Las Cartas a Milena se conocieron en los años cincuenta. Hubo que esperar hasta 1967 para enterarse de otro intercambio, muchísimo más extenso y revelador: las Cartas a Felice.
"Cualquier vida que se conoce lo bastante bien resulta ridícula. Cuando se conoce aún mejor es seria y terrible", anota Canetti. A diferencia de Milena, Felice Bauer no fue una infatuación tardía. Kafka la conoció en una reunión en la casa de su amigo Max Brod, en agosto de 1912 y, después de algunas referencias a ella en su diario, le escribe el 20 de septiembre, recordándole que al conocerse le había dicho estar dispuesta a hacer con él un viaje a Palestina. Esa tierra prometida se traduce en otra clase de signo: el de una posible vida a la altura de las exigencias de su familia. Pronto la correspondencia se vuelve diaria. "Quizá no debería pasarse por alto –subraya Canetti– que las cartas a Felice del primer período, aunque no se perciban como cartas de amor en el sentido habitual de la palabra, contienen algo que forma muy especialmente parte del amor: para él, es importante que Felice espere algo de él". En efecto, ella lo conoció a punto de publicar Contemplación. Lo conoce ya como escritor y, en esas primeras semanas de correo, Kafka, impulsado por estar a la altura, enhebrará de un tirón "La condena", La metamorfosis y varios capítulos de América.
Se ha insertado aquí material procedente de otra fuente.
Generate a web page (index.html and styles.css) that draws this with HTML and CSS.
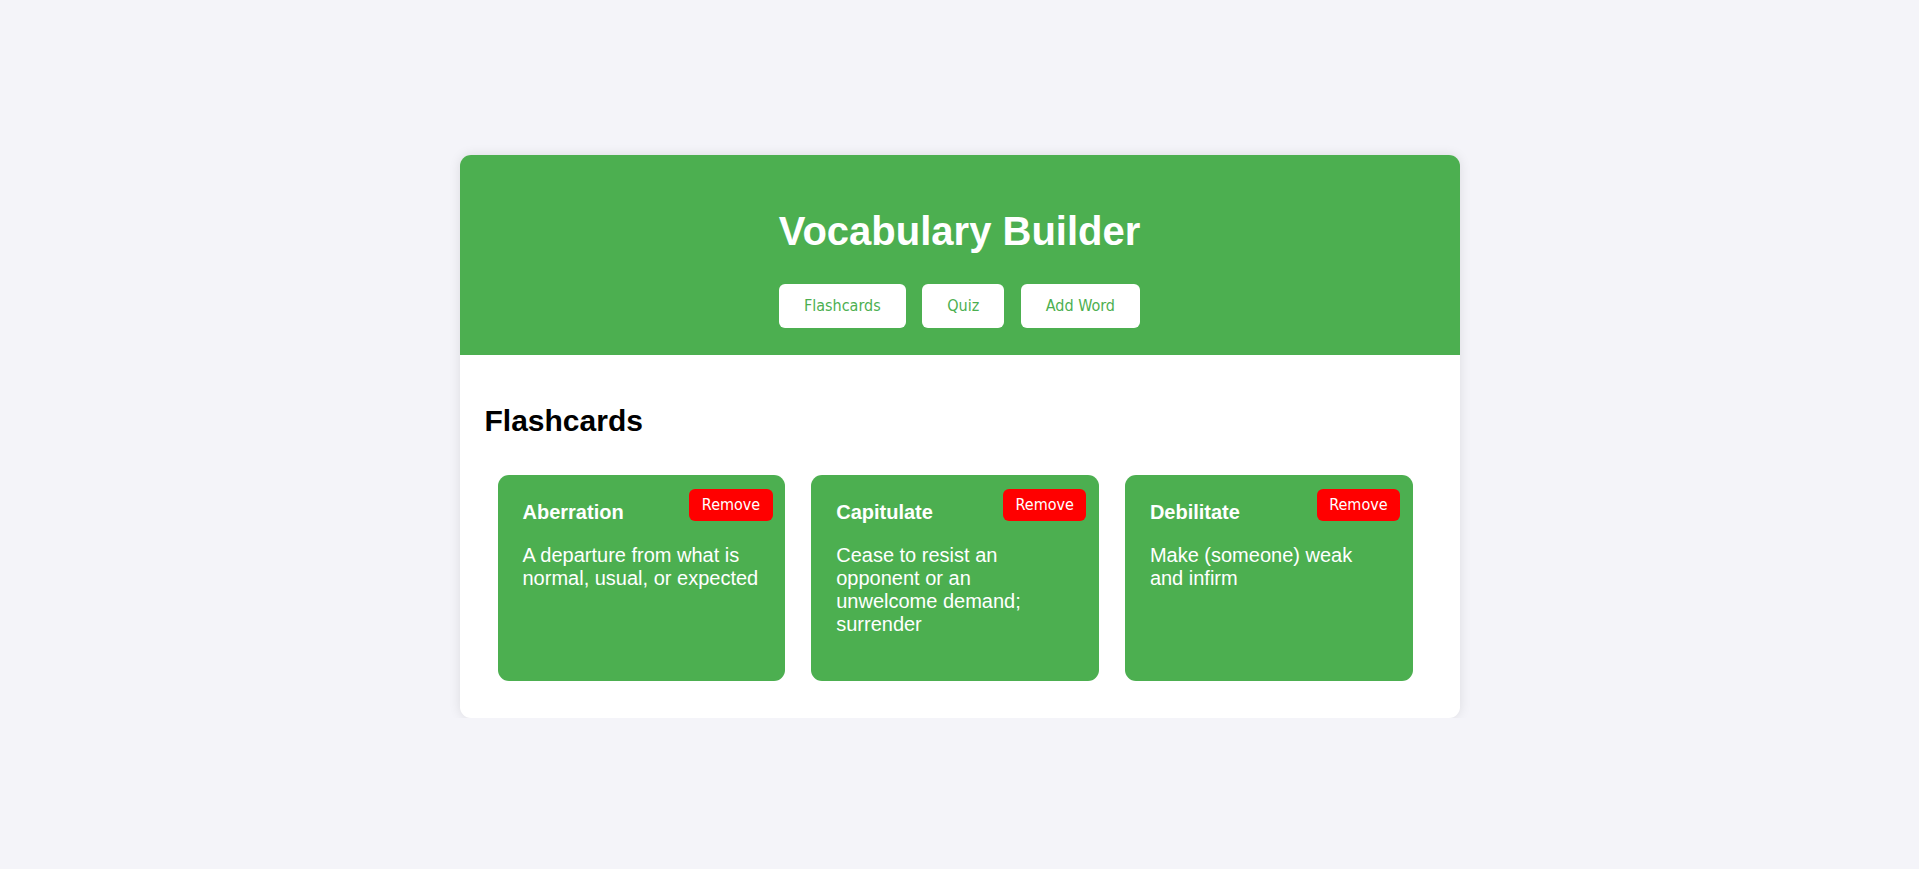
FILE: index.html
```html
<!DOCTYPE html>
<html lang="en">
<head>
<meta charset="utf-8">
<title>Vocabulary Builder</title>
<link rel="stylesheet" href="styles.css">
</head>
<body>
<div class="container">
  <header class="header">
    <h1 class="title">Vocabulary Builder</h1>
    <nav class="nav">
      <button class="nav-btn">Flashcards</button>
      <button class="nav-btn">Quiz</button>
      <button class="nav-btn">Add Word</button>
    </nav>
  </header>
  <section class="content">
    <h2 class="section-title">Flashcards</h2>
    <div class="cards">
      <div class="card">
        <button class="remove-btn">Remove</button>
        <div class="word">Aberration</div>
        <p class="definition">A departure from what is normal, usual, or expected</p>
      </div>
      <div class="card">
        <button class="remove-btn">Remove</button>
        <div class="word">Capitulate</div>
        <p class="definition">Cease to resist an opponent or an unwelcome demand; surrender</p>
      </div>
      <div class="card">
        <button class="remove-btn">Remove</button>
        <div class="word">Debilitate</div>
        <p class="definition">Make (someone) weak and infirm</p>
      </div>
    </div>
  </section>
</div>
</body>
</html>
```

FILE: styles.css
```css
* {
  box-sizing: border-box;
}

html, body {
  margin: 0;
  padding: 0;
}

body {
  background: #f4f4f9;
  font-family: "Liberation Sans", Arial, sans-serif;
  font-size: 20px;
  color: #000;
}

.container {
  width: 1000px;
  margin: 155px auto 0;
  background: #fff;
  border-radius: 11px;
  box-shadow: 0 0 12px rgba(0, 0, 0, 0.1);
  overflow: hidden;
}

.header {
  background: #4caf50;
  padding: 27px 25px;
  text-align: center;
}

.title {
  margin: 26.8px 0 29.8px;
  font-size: 40px;
  font-weight: bold;
  color: #fff;
  line-height: normal;
}

.nav {
  display: flex;
  justify-content: center;
  gap: 16.5px;
}

.nav-btn {
  background: #fff;
  color: #4caf50;
  border: none;
  border-radius: 6px;
  padding: 12.5px 25px;
  font-family: Tahoma, "DejaVu Sans Condensed", "DejaVu Sans", sans-serif;
  font-size: 16px;
  line-height: 19px;
  cursor: pointer;
}

.content {
  padding: 25px 25px 24px;
}

.section-title {
  margin: 24.9px 0 23.2px;
  font-size: 30px;
  font-weight: bold;
  line-height: normal;
}

.cards {
  display: flex;
  flex-wrap: wrap;
}

.card {
  position: relative;
  width: 287.7px;
  margin: 13px;
  padding: 25px;
  background: #4caf50;
  color: #fff;
  border-radius: 11px;
}

.word {
  margin: 1px 0 0;
  font-size: 20px;
  font-weight: bold;
  line-height: 23px;
}

.definition {
  margin: 20px 0;
  font-size: 20px;
  line-height: 23px;
}

.remove-btn {
  position: absolute;
  top: 14px;
  right: 12.5px;
  background: #ff0000;
  color: #fff;
  border: none;
  border-radius: 6px;
  padding: 6.5px 12.5px;
  font-family: Tahoma, "DejaVu Sans Condensed", "DejaVu Sans", sans-serif;
  font-size: 16px;
  line-height: 19px;
  cursor: pointer;
}
```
El atractivo de Felice es que era práctica. "Ya que tienes tal poder sobre mí transfórmame en una persona que sea capaz de lo evidente", anota el nada práctico Franz, que le habla de sus malestares físicos y del tiempo nocturno que le reclama la escritura. Un misterio (las cartas de ella no se conservaron) es cómo llegaron a comprometerse a pesar de no llevarse del todo bien y los patéticos, incluso cómicos, intentos de Kafka de alertarla sobre la inconveniencia de tenerlo a él como futuro marido. De hecho, como para arruinarlo todo, se muestra atraído por Grete Bloch, una amiga a la que Felice le envía como intermediaria. Comprometido en la pascua de 1914, las marchas y contramarchas entre los dos, de Praga a Berlín, llevaron a la ruptura que, con testigos de ambas partes, tuvo lugar en agosto, en el hotel Askanischer Hof de Berlín, algo que el escritor vivió en carne propia como un juicio.
Canetti cree reconocer el efecto de ese trauma en el arresto que sufre Joseph K. en El proceso y su absurda condena posterior. Para él, la novela –que Kafka empezó a escribir poco después de aquel acontecimiento– no es más que una escenificación memorable de su silenciosa humillación.
Felice –que no era lo que se dice una romántica– y Kafka siguieron en contacto, y se volvieron a comprometer más tarde, en 1917. Incluso llegaron a hacer juntos un viaje a Marienbad. El escritor se ampararía en una hemorragia, preludio de su tuberculosis, para que el matrimonio quedara para siempre descartado. Las Cartas a Felice son una novela real mayúscula que –suerte para nosotros, sino para su más tímido protagonista – no se produjo en tiempos de perecederos mensajes instantáneos.